1. What is your personal history with qualitative methods?
I feel like I have had very little history with qualitative methods but on reflection I have always been a qualitative researcher. I taught historical inquiry for 15 years as a secondary teacher. I used historical inquiry in my Masters and phenomenography for my PhD. Both methods hooked me with their structure and procedures. I love that a set of rules has been determined to search for answers to a question. It helps me feel more in control of the chaos around me. I have always loved rules.
Another technique that has always helped me feel more in control is journalling. I am now exploring ways to incorporate this process into my methodology. I’m playing with writing as inquiry and authoethnography.

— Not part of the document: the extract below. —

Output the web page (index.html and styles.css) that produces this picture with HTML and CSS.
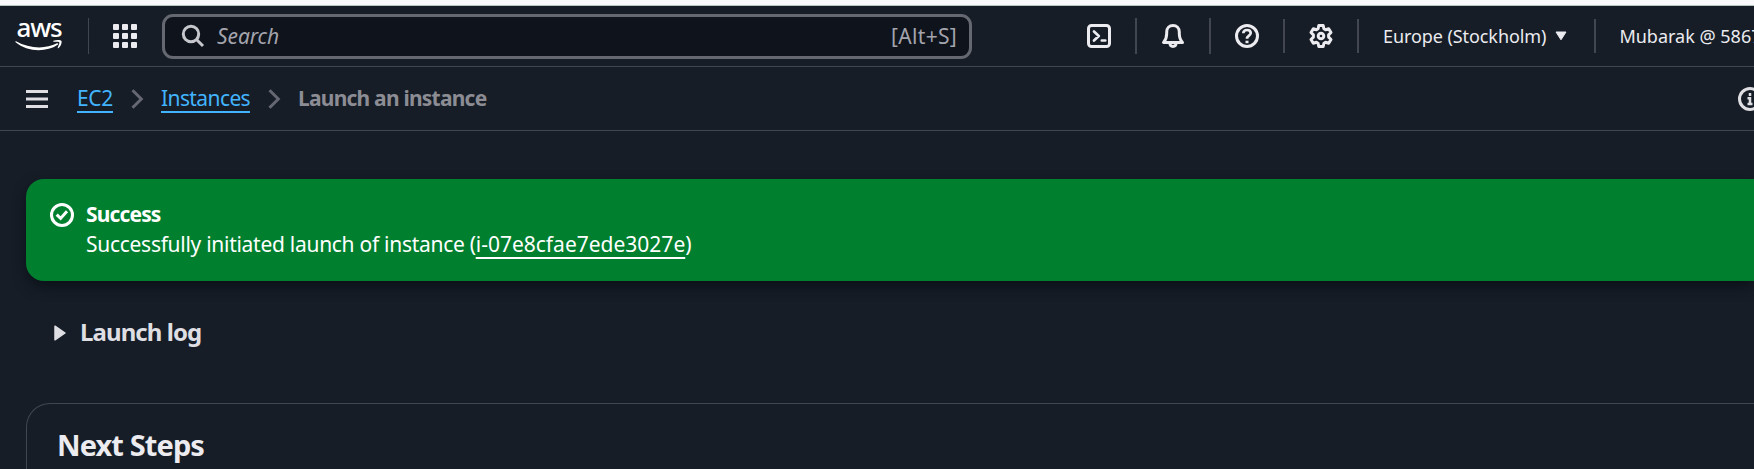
FILE: index.html
```html
<!DOCTYPE html>
<html lang="en">
<head>
<meta charset="utf-8">
<title>Launch an instance | EC2</title>
<link rel="stylesheet" href="styles.css">
</head>
<body>
<div class="browser-edge"></div>
<header class="topnav">
  <a class="logo" aria-label="AWS"><span class="logo-text">aws</span>
    <svg class="logo-smile" width="48" height="12" viewBox="0 0 48 12"><path d="M1 1.200C14 8.500 30 9.500 42 3.300C43.200 2.900 43.700 4 42.700 4.800C31 12.800 12 12 .600 2.300C0 1.600.400 .900 1 1.200Z" fill="#fff"/><path d="M38.500 .800C41 -.200 45.500 -.200 46.500 .900C47.100 3 45.500 6.500 43.300 8.300C42.700 8.500 42.500 8.200 42.800 7.500C43.700 5.300 44.800 3 44.200 2.200C43.400 1.500 40.700 1.700 38.700 1.800C38 1.800 38 1.100 38.500 .800Z" fill="#fff"/></svg>
  </a>
  <span class="rule rule-logo"></span>
  <svg class="apps" width="24" height="24" viewBox="0 0 24 24" fill="#ebebf0"><rect width="6" height="6" rx="1"/><rect x="9" width="6" height="6" rx="1"/><rect x="18" width="6" height="6" rx="1"/><rect y="9" width="6" height="6" rx="1"/><rect x="9" y="9" width="6" height="6" rx="1"/><rect x="18" y="9" width="6" height="6" rx="1"/><rect y="18" width="6" height="6" rx="1"/><rect x="9" y="18" width="6" height="6" rx="1"/><rect x="18" y="18" width="6" height="6" rx="1"/></svg>
  <div class="search">
    <svg width="24" height="24" viewBox="0 0 24 24" fill="none" stroke="#c6c6cd" stroke-width="3"><circle cx="10" cy="10" r="7.700"/><path d="M15.500 15.500L22 22"/></svg>
    <span class="search-hint">Search</span><span class="search-key">[Alt+S]</span>
  </div>
  <div class="tools">
    <span class="tool"><svg class="ico" width="24" height="24" viewBox="0 0 24 24"><rect x="1.500" y="1.500" width="21" height="21" rx="3"/><path d="M7 7.500L11.800 12L7 16.500M14.800 16.500H18.300" stroke-linecap="round" stroke-linejoin="round" stroke-width="2.700"/></svg></span>
    <span class="rule"></span>
    <span class="tool"><svg class="ico" width="24" height="24" viewBox="0 0 24 24"><path d="M2.500 18.500H21.500C19.200 16 18.300 13.500 18.300 9.500V8C18.300 4.200 15.700 1.500 12 1.500S5.700 4.200 5.700 8V9.500C5.700 13.500 4.800 16 2.500 18.500Z" stroke-linejoin="round"/><path d="M8.800 19C9 21.500 10.300 22.500 12 22.500S15 21.500 15.200 19"/></svg></span>
    <span class="rule"></span>
    <span class="tool"><svg class="ico" width="24" height="24" viewBox="0 0 24 24"><circle cx="12" cy="12" r="10.500"/><path d="M8.300 9.300C8.400 7.300 9.900 6 12 6S15.700 7.200 15.700 9.100C15.700 11.700 12 11.700 12 14.800" stroke-width="2.700"/><path d="M12 16.700V19.200"/></svg></span>
    <span class="rule short"></span>
    <span class="tool"><svg class="ico" width="24" height="24" viewBox="0 0 24 24"><path d="M9.800 1.500H14.200L14.900 4.700L16.600 5.700L19.700 4.700L22 8.500L19.600 10.900V13.100L22 15.500L19.700 19.300L16.600 18.300L14.900 19.300L14.200 22.500H9.800L9.100 19.300L7.400 18.300L4.300 19.300L2 15.500L4.400 13.100V10.900L2 8.500L4.300 4.700L7.400 5.700L9.100 4.700Z" stroke-linejoin="round"/><circle cx="12" cy="12" r="2.800"/></svg></span>
    <span class="rule short"></span>
    <span class="region">Europe (Stockholm)<svg width="12" height="10" viewBox="0 0 12 10"><path d="M1 1H11L6 8.800Z" fill="#ebebf0" stroke="#ebebf0" stroke-linejoin="round"/></svg></span>
    <span class="rule short"></span>
    <span class="account">Mubarak @ 5867</span>
  </div>
</header>
<nav class="crumbs">
  <svg class="menu" width="22" height="18" viewBox="0 0 22 18" fill="#dedee3"><path d="M0 0H22V3H0ZM0 7.500H22V10.500H0ZM0 15H22V18H0Z"/></svg>
  <a class="crumb crumb-ec2">EC2</a>
  <svg class="chev" width="13" height="20" viewBox="0 0 13 20"><path d="M1.500 1.200L10.300 10L1.500 18.800"/></svg>
  <a class="crumb crumb-inst">Instances</a>
  <svg class="chev" width="13" height="20" viewBox="0 0 13 20"><path d="M1.500 1.200L10.300 10L1.500 18.800"/></svg>
  <span class="current">Launch an instance</span>
  <svg class="info" width="24" height="24" viewBox="0 0 24 24"><circle cx="12" cy="12" r="10.500"/><path d="M12 6V9M9.500 11.300H12V17M9.500 17H14.500" stroke-width="2.500"/></svg>
</nav>
<main class="content">
  <section class="flash">
    <svg width="24" height="24" viewBox="0 0 24 24" fill="none" stroke="#fff" stroke-width="3"><circle cx="12" cy="12" r="10.500"/><path d="M6.700 11.700L10.600 15.400L17 8.300"/></svg>
    <div class="flash-body"><div class="flash-title">Success</div><div class="flash-text">Successfully initiated launch of instance (<a class="flash-link">i-07e8cfae7ede3027e</a>)</div></div>
  </section>
  <div class="log"><svg width="12" height="16" viewBox="0 0 12 16"><path d="M1 1.200L11 8L1 14.800Z" fill="#dedee3" stroke="#dedee3" stroke-width="1.500" stroke-linejoin="round"/></svg><span class="log-title">Launch log</span></div>
  <section class="panel"><h2 class="panel-title">Next Steps</h2></section>
</main>
</body>
</html>
```
FILE: styles.css
```css
* { box-sizing: border-box; }
html { overflow: hidden; }
body { margin: 0; width: 1754px; height: 469px; display: flex; flex-direction: column; overflow: hidden; background: #161d26; color: #dedee3; font-family: "Noto Sans", "Open Sans", sans-serif; font-size: 21px; white-space: nowrap; }
svg { display: block; flex: none; }
.browser-edge { height: 6px; flex: none; background: #f9f9fb; border-bottom: 1px solid #b9c6bd; }
.topnav { display: flex; align-items: center; height: 61px; flex: none; border-bottom: 1px solid #424650; }
.logo { width: 48px; flex: none; margin-left: 15px; display: flex; flex-direction: column; align-items: center; color: #fff; }
.logo-text { font-size: 26px; line-height: 12px; height: 20px; font-weight: 500; letter-spacing: -1.2px; }
.logo-smile { margin-top: -1px; }
.rule { width: 2px; height: 36px; background: #424650; flex: none; }
.rule.short { height: 34px; }
.rule-logo { width: 1px; margin-left: 25px; }
.apps { margin-left: 24px; }
.search { width: 810px; height: 45px; flex: none; margin-left: 25px; border: 3px solid #656871; border-radius: 11px; background: #0f141c; display: flex; align-items: center; padding: 0 12px 0 16px; color: #a4a4ad; }
.search-hint, .search-key { padding-bottom: 1px; }
.search-hint { font-style: italic; margin-left: 12px; letter-spacing: -0.1px; }
.search-key { margin-left: auto; letter-spacing: 0.3px; }
.tools { display: flex; align-items: center; margin-left: 91px; font-size: 18px; color: #ebebf0; flex: 1; min-width: 0; }
.tool { width: 72px; flex: none; display: flex; justify-content: center; }
.ico { fill: none; stroke: #ebebf0; stroke-width: 3; }
.region { display: flex; align-items: center; gap: 9px; padding: 0 27px 0 24px; letter-spacing: -0.08px; }
.account { padding-left: 23px; }
.crumbs { display: flex; align-items: center; height: 64px; flex: none; border-bottom: 1px solid #424650; }
.menu { margin-left: 26px; }
.crumb { color: #42b4ff; line-height: 26px; border-bottom: 2px solid #42b4ff; }
.crumb-ec2 { width: 36px; margin-left: 29px; letter-spacing: -0.35px; }
.crumb-inst { width: 89px; letter-spacing: -0.6px; }
.chev { fill: none; stroke: #656871; stroke-width: 3; margin: 0 17px 0 18px; }
.current { color: #8c8c94; font-weight: 700; letter-spacing: -0.78px; padding-bottom: 1px; }
.info { fill: none; stroke: #dedee3; stroke-width: 3; margin-left: auto; margin-right: -8px; }
.content { flex: 1; min-height: 0; display: flex; flex-direction: column; padding: 48px 0 0 26px; }
.flash { height: 102px; flex: none; background: #00802f; border-radius: 18px 0 0 18px; color: #fff; display: flex; padding: 24px; gap: 12px; box-shadow: 0 6px 14px -1px #0b1018; }
.flash-title { font-weight: 700; line-height: 23px; letter-spacing: -0.85px; }
.flash-text { line-height: 30px; margin-top: 3px; letter-spacing: -0.28px; }
.flash-link { letter-spacing: 0; text-decoration: underline; text-decoration-thickness: 2px; text-underline-offset: 5px; text-decoration-skip-ink: none; }
.log { display: flex; align-items: center; height: 36px; flex: none; margin-top: 34px; padding-left: 28px; font-size: 24px; font-weight: 700; letter-spacing: -0.92px; gap: 14px; }
.log-title { line-height: 34px; padding-bottom: 2px; }
.panel { margin-top: 52px; flex: 1; border: 1px solid #424650; border-width: 1px 0 0 1px; border-radius: 24px 0 0 0; padding: 23px 31px 0 30px; }
.panel-title { margin: 0; font-size: 29px; line-height: 36px; letter-spacing: -0.9px; color: #ebebf0; }
```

[In all honesty, my brain goes to a happy place during statistics, so it was kinda a no brainer.]
The type of qualitative work I am and will be doing in the foreseeable was sparked by a type of epiphany.
Recently, I have been challenged by rule breakers and messy researchers. The most difficult aspect of these challengers has been their complete logic. [That’s the thing. The rational argument will almost always convince me.] I had never thought to question why the rules exist. What happens to the bits of data we discard? I just assumed that someone else had done the thinking for me as I followed the rules.
A personal story to illustrate this.
I started blogging because so much of my life dictated the way I did my PhD and a huge number of the decisions I made along the way. I was told that the personal doesn’t belong in the study. In fact, there is a whole set of tips in phenomenography that helps a researcher bracket their lives from the lives of the research participants. I didn’t question this rule. I just thought it made sense because I was trying to be true to my participants. But what makes more sense is that, try as I might, it is impossible to not be entangled in the analytical decisions. To deny it, frankly, feels dishonest now.
So, at this point in my research life I have decided to “call out” my own experiences that seem to be entangled with my research. I am going to step out from behind the flimsy brackets and I am going to write up my research alongside a personal narrative.
I want to make it obvious I have constructed my findings.
I am writing about first year university students. I am a first year early career researcher. I am bound to draw comparisons. Hopefully the collaboration between my PhD data and my life data will reveal something deeper about about transition and hopefully I’ll celebrate more of the mess along the way.
Most of all, I think it will be fun.
3. Have you ever experienced an ethical crisis in your qualitative work?
As I was writing this blog post.
I initially put heaps more juicy details in the opening story.
But then I thought about my family and put myself in their shoes. What would they think about me airing our dirty laundry? For now I will remain silent and work on and through these stories privately.
I also think about consent in social media research. I’ve even written about it (shameless plug). I archived the status updates of 17 year olds for my PhD research. There are a lot of swears. A LOT! There is also typical 17 year old banter that is annoying and immature. I have it all in my archive drawer. Do you think they will still be giving consent when they are 30? 40? They are de-identified but still…I think about it. [You can’t search Facebook unless you are a super hacker and I am sooooo not worthy of the attention of a supervillan. That helps me sleep at night.]
4. Do you have a favourite qualitative study and why?
No favourites. I like them all (if they are reported in a way I understand…I’m getting better at translating academese).
A recent collaborative study sparked my epiphany. An incredibly powerful piece about aging. Ken Gale, Viv Martin, Artemi Sakellariadis, Jane Speedy and Tami Spry explore their experiences and share them beautifully and powerfully. It made me understand that a compelling message can be shared in academia without resorting to the scientific method of reporting.
5. What is the current state of qualitative methods? 6. What are the major challenges qualitative researchers face in the next decade? [I’m combining them because that’s what the symposium did and I think they naturally flow into each other anyway]
Not sure, but I think it is backed into a corner, especially in education. The dominance of standardised testing has meant the spotlight is still squarely on quantitative approaches. The money is in the quant. The Australian government today released a statement that grants were no longer going to be awarded on the strength of publications, rather the ability to link with industry and commercial enterprises. Impact is now the official buzz word. No longer on the horizon. I’m not sure what this means for qualitative research, but I am pretty sure it means that the fight for justifying the importance of the personal story just got harder.
So there you go. My place in qualitative research as of today. If you would like to audit your own place in qualitative research, I would love to feature it on my blog. The more we collaborate and write about this issue, the closer we might come to solidifying the importance of qualitative practices.